Rush Street Interactive reported its strongest financial performance to date, with results for the fourth quarter and full year ending December 31, 2025 showing substantial growth across revenue, profitability, and user activity. The Chicago-based online casino and sports betting operator confirmed higher earnings across its operations in the United States, Canada, and Latin America.
User Growth Across North America And Latin America
Fourth-quarter revenue reached $324.9 million, marking a 28% increase from $254.2 million during the same period in 2024. Net income for the quarter totaled $19.1 million compared with $6.5 million a year earlier. Adjusted EBITDA rose to $44.1 million, up 44% year-on-year. These figures represent new quarterly records for the company.
Full-year performance also exceeded expectations. Revenue reached $1.134 billion, surpassing the company’s prior guidance range and reflecting a 23% increase from $924 million in 2024. Net income climbed to $74.0 million, compared with $7.2 million the previous year. Adjusted EBITDA rose to $153.7 million, an increase of 66% year-on-year.
Richard Schwartz, Chief Executive Officer of RSI, said in the company’s press release, “We are thrilled to report an extraordinary 2025, delivering record-breaking performance across virtually every key metric. This exceptional performance reflects broad-based strength across all geographies and product verticals, as well as significant growth in our player base.”
Operational data showed increased user engagement across multiple regions. Monthly active users in the United States and Canada exceeded 278,000 during the fourth quarter, representing a 37% year-on-year increase. Online casino users in these markets grew 51% during the same period.
Latin America also recorded strong expansion, with more than 493,000 monthly active users, up 47% compared with the prior year. Average revenue per monthly active user reached $331 in the United States and Canada, while Latin American figures averaged $32.
Schwartz added: “During the fourth quarter, our monthly active users in North American online casino markets grew at the second fastest rate in four and a half years, which again drove outstanding growth in revenues. In addition, quarterly and annual results in Latin America demonstrated remarkable strength and resilience through regulatory headwinds. This broad-based growth drove record profits and demonstrates the powerful operating leverage that we’ve built within our business model.”

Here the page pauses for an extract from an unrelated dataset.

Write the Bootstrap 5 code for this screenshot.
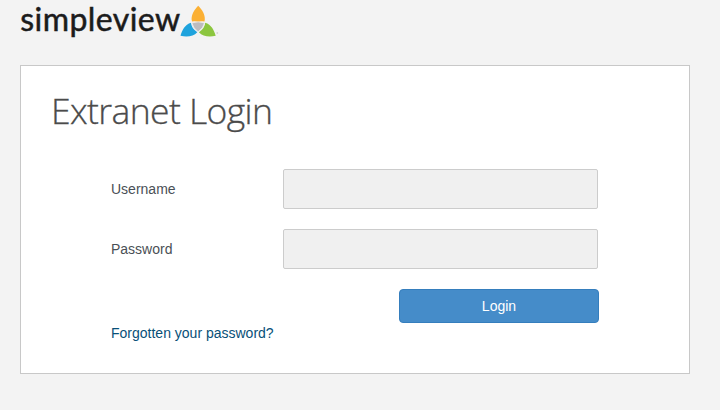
<!DOCTYPE html>
<html lang="en">
<head>
<meta charset="utf-8">
<meta name="viewport" content="width=device-width, initial-scale=1">
<title>Extranet Login</title>
<link href="https://cdn.jsdelivr.net/npm/bootstrap@5.3.0/dist/css/bootstrap.min.css" rel="stylesheet">
<style>
body{background:#f3f3f3;color:#4a5056;font:14px/20px "Liberation Sans",Arial,sans-serif;padding:0 30px 0 20px;overflow:hidden}
.site-header{height:65px}
.brand-logo{display:block;width:202px;height:46px}
.brand-name{font:400 32px Lato,sans-serif;fill:#1b1b1b;stroke:#1b1b1b;stroke-width:.5px}
.login-panel{height:309px;border:1px solid #c8c8c8;border-radius:0;padding:0 30px}
.login-title{font:300 35.5px/50px "Open Sans",sans-serif;color:#4b4b4b;-webkit-text-stroke:.3px #4b4b4b;margin:19px 0 34px;letter-spacing:-.6px;white-space:nowrap}
.login-form{width:488px;margin-left:60px}
.field-row{height:40px;margin-bottom:20px}
.field-label{width:172px}
.field-input,.field-input:focus{width:315px;height:40px;background:#f0f0f0;border:1px solid #ccc;border-radius:2px}
.login-btn{width:200px;height:34px;font-size:14px;line-height:20px;padding:6px;border-radius:4px;--bs-btn-bg:#458cc9;--bs-btn-border-color:#357ebd;--bs-btn-hover-bg:#3577b0}
.forgot-link{color:#085078}
</style>
</head>
<body>
<header class="site-header">
<svg class="brand-logo" viewBox="20 0 202 46" role="img" aria-label="simpleview">
<text class="brand-name" x="20.2" y="30.700" textLength="160" lengthAdjust="spacing">simpleview</text>
<path fill="#fbb034" d="M198.2 5.7C194.5 9.5 190.3 15.5 192 21.6Q195 20.6 198.2 22.2Q201.500 20.6 204.500 21.600C206.200 15.5 202 9.5 198.200 5.700Z"/>
<path fill="#1fa3dd" d="M180.500 35.700C182 30.500 185 24.200 191 22.700Q191.200 28 197.300 32.200C193.500 36.400 187 37.300 180.500 35.700Z"/>
<path fill="#8cc63f" d="M215.700 35.700C214.200 30.500 211.200 24.200 205.200 22.700Q205 28 198.900 32.200C202.700 36.400 209.200 37.300 215.700 35.700Z"/>
<path fill="#bdbcbe" stroke="#f3f3f3" stroke-width=".8" d="M191.800 22.900Q198.100 20.700 204.500 22.900Q203.600 28 198.100 31.800Q192.800 28 191.800 22.900Z"/>
<circle cx="217.300" cy="33" r=".9" fill="#d5d5d5"/>
</svg>
</header>
<main class="login-panel bg-white">
<h1 class="login-title">Extranet Login</h1>
<form class="login-form">
<div class="field-row d-flex align-items-center">
<label class="field-label" for="username">Username</label>
<input class="form-control field-input" id="username" type="text">
</div>
<div class="field-row d-flex align-items-center">
<label class="field-label" for="password">Password</label>
<input class="form-control field-input" id="password" type="password">
</div>
<div class="d-flex justify-content-end"><button class="btn btn-primary login-btn" type="button">Login</button></div>
<a class="forgot-link text-decoration-none d-inline-block" href="#">Forgotten your password?</a>
</form>
</main>
<script src="https://cdn.jsdelivr.net/npm/bootstrap@5.3.0/dist/js/bootstrap.bundle.min.js"></script>
</body>
</html>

Adjusted sales and marketing expenses represented 14% of revenue for 2025, down from 16.9% in 2024. The company ended the year with $336 million in unrestricted cash and cash equivalents, an increase of $107 million over the year.
Outlook And Market Expectations For 2026
Rush Street Interactive issued financial guidance for 2026, projecting revenue between $1.375 billion and $1.425 billion. The forecast implies year-on-year growth of approximately 21% to 26%. Adjusted EBITDA guidance falls between $210 million and $230 million, representing potential growth of 37% to 50%.
Schwartz commented on operational improvements driving the results: “What makes our 2025 results particularly compelling is that they stem from systematic improvements we’ve made across nearly every aspect of our business – from customer acquisition and retention strategies to technological innovation and operational excellence. Our continued focus on providing a player-first experience has allowed us to grow and differentiate our brand.”
He also addressed future plans: “Looking ahead to 2026, we have tremendous confidence in our growth trajectory and our ability to continue executing on our strategy. We remain committed to delivering exceptional player experiences while creating long-term value for our shareholders and are confident in our ability to sustain this momentum.”
Analysts have highlighted several potential factors that could influence future performance, including major sporting events, possible expansion of regulated online gaming markets, and continued development in customer economics. The company’s existing operations, tax structures, and currently live jurisdictions form the basis of its forward projections.